• [Given exercise] Your task is to output the listing word for word, with pictures excluded.

• [Stored data]
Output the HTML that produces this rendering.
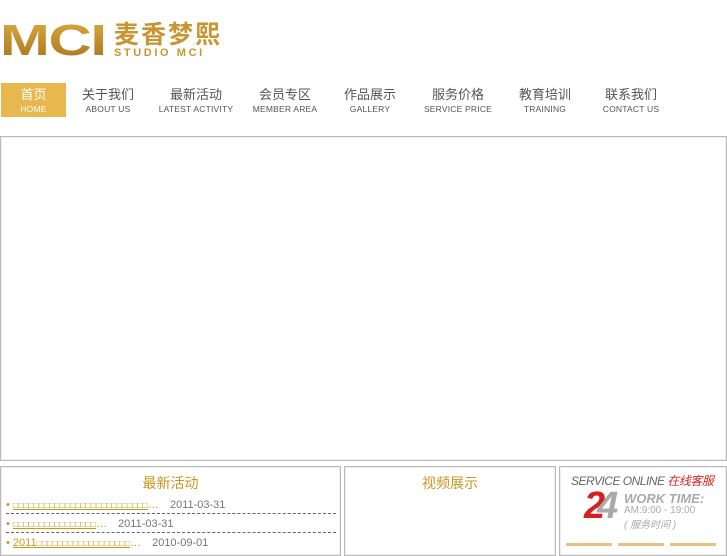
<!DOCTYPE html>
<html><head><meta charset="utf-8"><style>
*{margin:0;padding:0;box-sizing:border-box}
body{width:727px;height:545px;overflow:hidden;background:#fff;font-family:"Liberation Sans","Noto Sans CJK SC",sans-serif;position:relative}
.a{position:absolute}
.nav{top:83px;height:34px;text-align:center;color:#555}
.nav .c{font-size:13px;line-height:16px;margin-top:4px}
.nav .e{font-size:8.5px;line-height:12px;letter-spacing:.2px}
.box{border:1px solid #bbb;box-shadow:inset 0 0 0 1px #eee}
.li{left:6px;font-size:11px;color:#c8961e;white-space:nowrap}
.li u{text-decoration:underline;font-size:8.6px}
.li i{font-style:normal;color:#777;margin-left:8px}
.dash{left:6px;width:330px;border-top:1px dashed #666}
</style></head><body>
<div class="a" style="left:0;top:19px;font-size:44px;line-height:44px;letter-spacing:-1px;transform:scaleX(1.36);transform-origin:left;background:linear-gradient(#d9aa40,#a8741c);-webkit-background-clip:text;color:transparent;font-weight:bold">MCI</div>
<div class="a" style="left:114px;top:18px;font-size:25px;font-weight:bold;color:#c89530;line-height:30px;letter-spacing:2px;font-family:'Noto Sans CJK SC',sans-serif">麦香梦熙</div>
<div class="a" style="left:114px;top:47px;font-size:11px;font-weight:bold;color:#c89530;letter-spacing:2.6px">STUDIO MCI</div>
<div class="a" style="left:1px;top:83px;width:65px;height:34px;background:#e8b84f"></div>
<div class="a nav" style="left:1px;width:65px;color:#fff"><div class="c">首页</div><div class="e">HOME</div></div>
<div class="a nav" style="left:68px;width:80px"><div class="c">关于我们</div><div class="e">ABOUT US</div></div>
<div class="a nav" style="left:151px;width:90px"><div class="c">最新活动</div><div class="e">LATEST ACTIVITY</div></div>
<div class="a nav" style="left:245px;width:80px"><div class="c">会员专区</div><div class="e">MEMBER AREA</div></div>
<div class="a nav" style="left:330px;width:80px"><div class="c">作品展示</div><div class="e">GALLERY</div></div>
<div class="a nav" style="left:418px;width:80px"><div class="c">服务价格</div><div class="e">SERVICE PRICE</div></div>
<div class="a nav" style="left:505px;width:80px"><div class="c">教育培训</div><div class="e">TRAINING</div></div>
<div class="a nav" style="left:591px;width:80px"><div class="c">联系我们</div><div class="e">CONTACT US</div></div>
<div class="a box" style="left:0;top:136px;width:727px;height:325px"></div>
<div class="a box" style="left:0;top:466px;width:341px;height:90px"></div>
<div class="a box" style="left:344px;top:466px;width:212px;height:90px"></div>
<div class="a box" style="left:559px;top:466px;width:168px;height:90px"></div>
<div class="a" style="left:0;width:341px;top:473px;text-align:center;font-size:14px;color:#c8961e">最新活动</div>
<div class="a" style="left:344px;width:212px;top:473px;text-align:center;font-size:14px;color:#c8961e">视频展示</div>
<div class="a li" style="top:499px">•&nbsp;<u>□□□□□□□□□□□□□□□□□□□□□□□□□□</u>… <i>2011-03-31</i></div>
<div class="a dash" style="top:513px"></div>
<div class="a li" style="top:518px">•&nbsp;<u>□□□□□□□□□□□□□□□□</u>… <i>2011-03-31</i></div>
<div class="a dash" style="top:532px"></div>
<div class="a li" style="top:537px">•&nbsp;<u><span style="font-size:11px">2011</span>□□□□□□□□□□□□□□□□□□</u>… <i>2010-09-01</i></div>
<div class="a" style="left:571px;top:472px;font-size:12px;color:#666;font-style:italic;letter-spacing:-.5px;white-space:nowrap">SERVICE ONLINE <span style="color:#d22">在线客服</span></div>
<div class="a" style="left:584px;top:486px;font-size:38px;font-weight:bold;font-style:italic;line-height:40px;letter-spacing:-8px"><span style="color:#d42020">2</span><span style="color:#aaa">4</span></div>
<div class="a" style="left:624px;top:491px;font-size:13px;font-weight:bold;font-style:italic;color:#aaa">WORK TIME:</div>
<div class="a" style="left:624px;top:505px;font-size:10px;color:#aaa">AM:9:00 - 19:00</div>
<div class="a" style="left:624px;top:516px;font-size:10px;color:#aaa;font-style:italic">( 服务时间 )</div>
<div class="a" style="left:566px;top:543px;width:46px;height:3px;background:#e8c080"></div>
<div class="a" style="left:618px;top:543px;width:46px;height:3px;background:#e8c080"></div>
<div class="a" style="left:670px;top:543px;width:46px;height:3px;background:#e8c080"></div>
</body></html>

• [Reply]
Output the HTML that produces this rendering.
<!DOCTYPE html>
<html><head><meta charset="utf-8"><style>
*{margin:0;padding:0;box-sizing:border-box}
body{width:727px;height:545px;overflow:hidden;background:#fff;font-family:"Liberation Sans","Noto Sans CJK SC",sans-serif;position:relative}
.a{position:absolute}
.nav{top:83px;height:34px;text-align:center;color:#555}
.nav .c{font-size:13px;line-height:16px;margin-top:4px}
.nav .e{font-size:8.5px;line-height:12px;letter-spacing:.2px}
.box{border:1px solid #bbb;box-shadow:inset 0 0 0 1px #eee}
.li{left:6px;font-size:11px;color:#c8961e;white-space:nowrap}
.li u{text-decoration:underline;font-size:8.6px}
.li i{font-style:normal;color:#777;margin-left:8px}
.dash{left:6px;width:330px;border-top:1px dashed #666}
</style></head><body>
<div class="a" style="left:0;top:19px;font-size:44px;line-height:44px;letter-spacing:-1px;transform:scaleX(1.36);transform-origin:left;background:linear-gradient(#d9aa40,#a8741c);-webkit-background-clip:text;color:transparent;font-weight:bold">MCI</div>
<div class="a" style="left:114px;top:18px;font-size:25px;font-weight:bold;color:#c89530;line-height:30px;letter-spacing:2px;font-family:'Noto Sans CJK SC',sans-serif">麦香梦熙</div>
<div class="a" style="left:114px;top:47px;font-size:11px;font-weight:bold;color:#c89530;letter-spacing:2.6px">STUDIO MCI</div>
<div class="a" style="left:1px;top:83px;width:65px;height:34px;background:#e8b84f"></div>
<div class="a nav" style="left:1px;width:65px;color:#fff"><div class="c">首页</div><div class="e">HOME</div></div>
<div class="a nav" style="left:68px;width:80px"><div class="c">关于我们</div><div class="e">ABOUT US</div></div>
<div class="a nav" style="left:151px;width:90px"><div class="c">最新活动</div><div class="e">LATEST ACTIVITY</div></div>
<div class="a nav" style="left:245px;width:80px"><div class="c">会员专区</div><div class="e">MEMBER AREA</div></div>
<div class="a nav" style="left:330px;width:80px"><div class="c">作品展示</div><div class="e">GALLERY</div></div>
<div class="a nav" style="left:418px;width:80px"><div class="c">服务价格</div><div class="e">SERVICE PRICE</div></div>
<div class="a nav" style="left:505px;width:80px"><div class="c">教育培训</div><div class="e">TRAINING</div></div>
<div class="a nav" style="left:591px;width:80px"><div class="c">联系我们</div><div class="e">CONTACT US</div></div>
<div class="a box" style="left:0;top:136px;width:727px;height:325px"></div>
<div class="a box" style="left:0;top:466px;width:341px;height:90px"></div>
<div class="a box" style="left:344px;top:466px;width:212px;height:90px"></div>
<div class="a box" style="left:559px;top:466px;width:168px;height:90px"></div>
<div class="a" style="left:0;width:341px;top:473px;text-align:center;font-size:14px;color:#c8961e">最新活动</div>
<div class="a" style="left:344px;width:212px;top:473px;text-align:center;font-size:14px;color:#c8961e">视频展示</div>
<div class="a li" style="top:499px">•&nbsp;<u>□□□□□□□□□□□□□□□□□□□□□□□□□□</u>… <i>2011-03-31</i></div>
<div class="a dash" style="top:513px"></div>
<div class="a li" style="top:518px">•&nbsp;<u>□□□□□□□□□□□□□□□□</u>… <i>2011-03-31</i></div>
<div class="a dash" style="top:532px"></div>
<div class="a li" style="top:537px">•&nbsp;<u><span style="font-size:11px">2011</span>□□□□□□□□□□□□□□□□□□</u>… <i>2010-09-01</i></div>
<div class="a" style="left:571px;top:472px;font-size:12px;color:#666;font-style:italic;letter-spacing:-.5px;white-space:nowrap">SERVICE ONLINE <span style="color:#d22">在线客服</span></div>
<div class="a" style="left:584px;top:486px;font-size:38px;font-weight:bold;font-style:italic;line-height:40px;letter-spacing:-8px"><span style="color:#d42020">2</span><span style="color:#aaa">4</span></div>
<div class="a" style="left:624px;top:491px;font-size:13px;font-weight:bold;font-style:italic;color:#aaa">WORK TIME:</div>
<div class="a" style="left:624px;top:505px;font-size:10px;color:#aaa">AM:9:00 - 19:00</div>
<div class="a" style="left:624px;top:516px;font-size:10px;color:#aaa;font-style:italic">( 服务时间 )</div>
<div class="a" style="left:566px;top:543px;width:46px;height:3px;background:#e8c080"></div>
<div class="a" style="left:618px;top:543px;width:46px;height:3px;background:#e8c080"></div>
<div class="a" style="left:670px;top:543px;width:46px;height:3px;background:#e8c080"></div>
</body></html>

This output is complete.